Copy the records below exactly, leaving out any pictures.

(Data entries)
┄┄┄┄┄┄

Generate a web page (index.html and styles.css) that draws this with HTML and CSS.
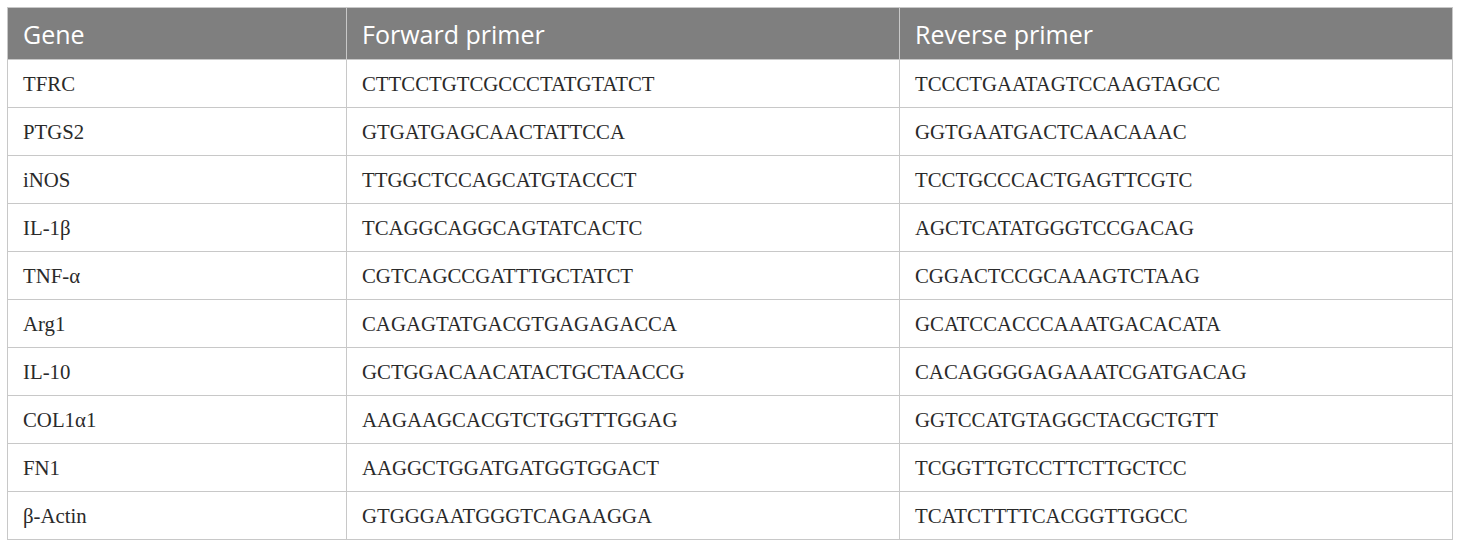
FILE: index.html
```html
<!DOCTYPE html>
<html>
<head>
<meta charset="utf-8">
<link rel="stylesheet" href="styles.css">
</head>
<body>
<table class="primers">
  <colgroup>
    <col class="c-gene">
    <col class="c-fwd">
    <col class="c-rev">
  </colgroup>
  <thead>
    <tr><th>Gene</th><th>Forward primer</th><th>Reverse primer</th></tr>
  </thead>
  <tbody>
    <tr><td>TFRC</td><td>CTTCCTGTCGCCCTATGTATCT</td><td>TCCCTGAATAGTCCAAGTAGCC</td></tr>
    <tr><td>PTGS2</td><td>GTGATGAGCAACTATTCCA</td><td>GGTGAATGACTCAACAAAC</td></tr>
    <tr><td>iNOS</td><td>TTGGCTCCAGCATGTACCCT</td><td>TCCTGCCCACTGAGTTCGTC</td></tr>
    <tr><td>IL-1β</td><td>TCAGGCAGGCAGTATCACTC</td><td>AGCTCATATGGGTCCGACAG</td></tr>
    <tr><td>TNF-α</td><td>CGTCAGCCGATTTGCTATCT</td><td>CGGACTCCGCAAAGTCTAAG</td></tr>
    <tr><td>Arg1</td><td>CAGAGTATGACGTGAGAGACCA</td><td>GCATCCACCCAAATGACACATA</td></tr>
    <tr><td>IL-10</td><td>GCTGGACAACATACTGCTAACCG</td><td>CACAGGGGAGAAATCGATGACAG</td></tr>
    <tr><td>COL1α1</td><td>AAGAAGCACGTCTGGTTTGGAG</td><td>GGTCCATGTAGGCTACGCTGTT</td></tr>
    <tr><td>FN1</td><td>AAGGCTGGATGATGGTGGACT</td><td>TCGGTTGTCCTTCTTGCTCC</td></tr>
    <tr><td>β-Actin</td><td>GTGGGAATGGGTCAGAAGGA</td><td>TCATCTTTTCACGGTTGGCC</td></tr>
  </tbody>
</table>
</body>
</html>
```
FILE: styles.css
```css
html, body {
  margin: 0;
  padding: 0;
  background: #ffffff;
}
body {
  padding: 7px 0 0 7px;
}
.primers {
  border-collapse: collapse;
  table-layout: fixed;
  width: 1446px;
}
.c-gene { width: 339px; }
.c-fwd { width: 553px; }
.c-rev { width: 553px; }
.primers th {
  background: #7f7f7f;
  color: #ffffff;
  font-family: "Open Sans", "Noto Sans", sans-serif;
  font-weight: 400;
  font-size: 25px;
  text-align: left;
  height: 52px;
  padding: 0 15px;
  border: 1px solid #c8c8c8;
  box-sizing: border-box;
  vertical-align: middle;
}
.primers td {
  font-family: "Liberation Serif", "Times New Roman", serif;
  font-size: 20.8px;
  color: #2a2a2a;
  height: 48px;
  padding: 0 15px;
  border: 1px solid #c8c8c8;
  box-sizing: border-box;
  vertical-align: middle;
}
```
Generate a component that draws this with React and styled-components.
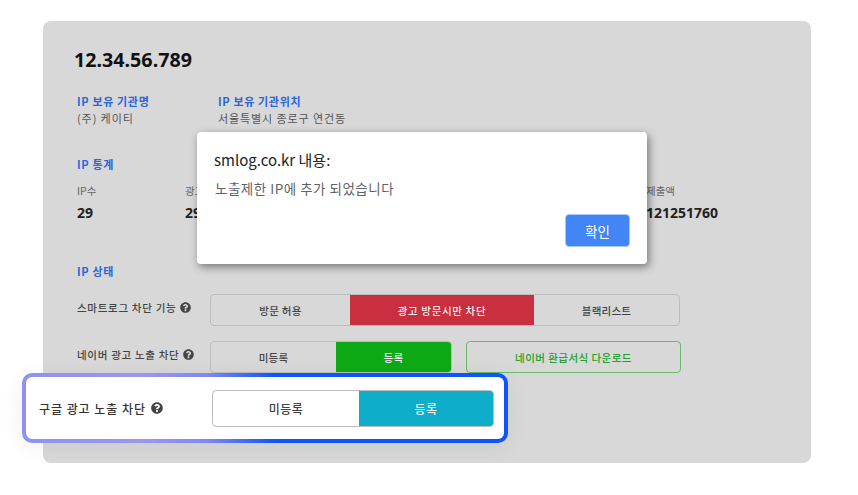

┄┄┄┄┄┄

» EXERCISE RESULT:
Generate a web page (index.html and styles.css) that draws this with HTML and CSS.
FILE: index.html
```html
<!DOCTYPE html>
<html>
<head>
<meta charset="utf-8">
<link rel="stylesheet" href="styles.css">
</head>
<body>
<table class="primers">
  <colgroup>
    <col class="c-gene">
    <col class="c-fwd">
    <col class="c-rev">
  </colgroup>
  <thead>
    <tr><th>Gene</th><th>Forward primer</th><th>Reverse primer</th></tr>
  </thead>
  <tbody>
    <tr><td>TFRC</td><td>CTTCCTGTCGCCCTATGTATCT</td><td>TCCCTGAATAGTCCAAGTAGCC</td></tr>
    <tr><td>PTGS2</td><td>GTGATGAGCAACTATTCCA</td><td>GGTGAATGACTCAACAAAC</td></tr>
    <tr><td>iNOS</td><td>TTGGCTCCAGCATGTACCCT</td><td>TCCTGCCCACTGAGTTCGTC</td></tr>
    <tr><td>IL-1β</td><td>TCAGGCAGGCAGTATCACTC</td><td>AGCTCATATGGGTCCGACAG</td></tr>
    <tr><td>TNF-α</td><td>CGTCAGCCGATTTGCTATCT</td><td>CGGACTCCGCAAAGTCTAAG</td></tr>
    <tr><td>Arg1</td><td>CAGAGTATGACGTGAGAGACCA</td><td>GCATCCACCCAAATGACACATA</td></tr>
    <tr><td>IL-10</td><td>GCTGGACAACATACTGCTAACCG</td><td>CACAGGGGAGAAATCGATGACAG</td></tr>
    <tr><td>COL1α1</td><td>AAGAAGCACGTCTGGTTTGGAG</td><td>GGTCCATGTAGGCTACGCTGTT</td></tr>
    <tr><td>FN1</td><td>AAGGCTGGATGATGGTGGACT</td><td>TCGGTTGTCCTTCTTGCTCC</td></tr>
    <tr><td>β-Actin</td><td>GTGGGAATGGGTCAGAAGGA</td><td>TCATCTTTTCACGGTTGGCC</td></tr>
  </tbody>
</table>
</body>
</html>
```
FILE: styles.css
```css
html, body {
  margin: 0;
  padding: 0;
  background: #ffffff;
}
body {
  padding: 7px 0 0 7px;
}
.primers {
  border-collapse: collapse;
  table-layout: fixed;
  width: 1446px;
}
.c-gene { width: 339px; }
.c-fwd { width: 553px; }
.c-rev { width: 553px; }
.primers th {
  background: #7f7f7f;
  color: #ffffff;
  font-family: "Open Sans", "Noto Sans", sans-serif;
  font-weight: 400;
  font-size: 25px;
  text-align: left;
  height: 52px;
  padding: 0 15px;
  border: 1px solid #c8c8c8;
  box-sizing: border-box;
  vertical-align: middle;
}
.primers td {
  font-family: "Liberation Serif", "Times New Roman", serif;
  font-size: 20.8px;
  color: #2a2a2a;
  height: 48px;
  padding: 0 15px;
  border: 1px solid #c8c8c8;
  box-sizing: border-box;
  vertical-align: middle;
}
```
Generate a component that draws this with React and styled-components.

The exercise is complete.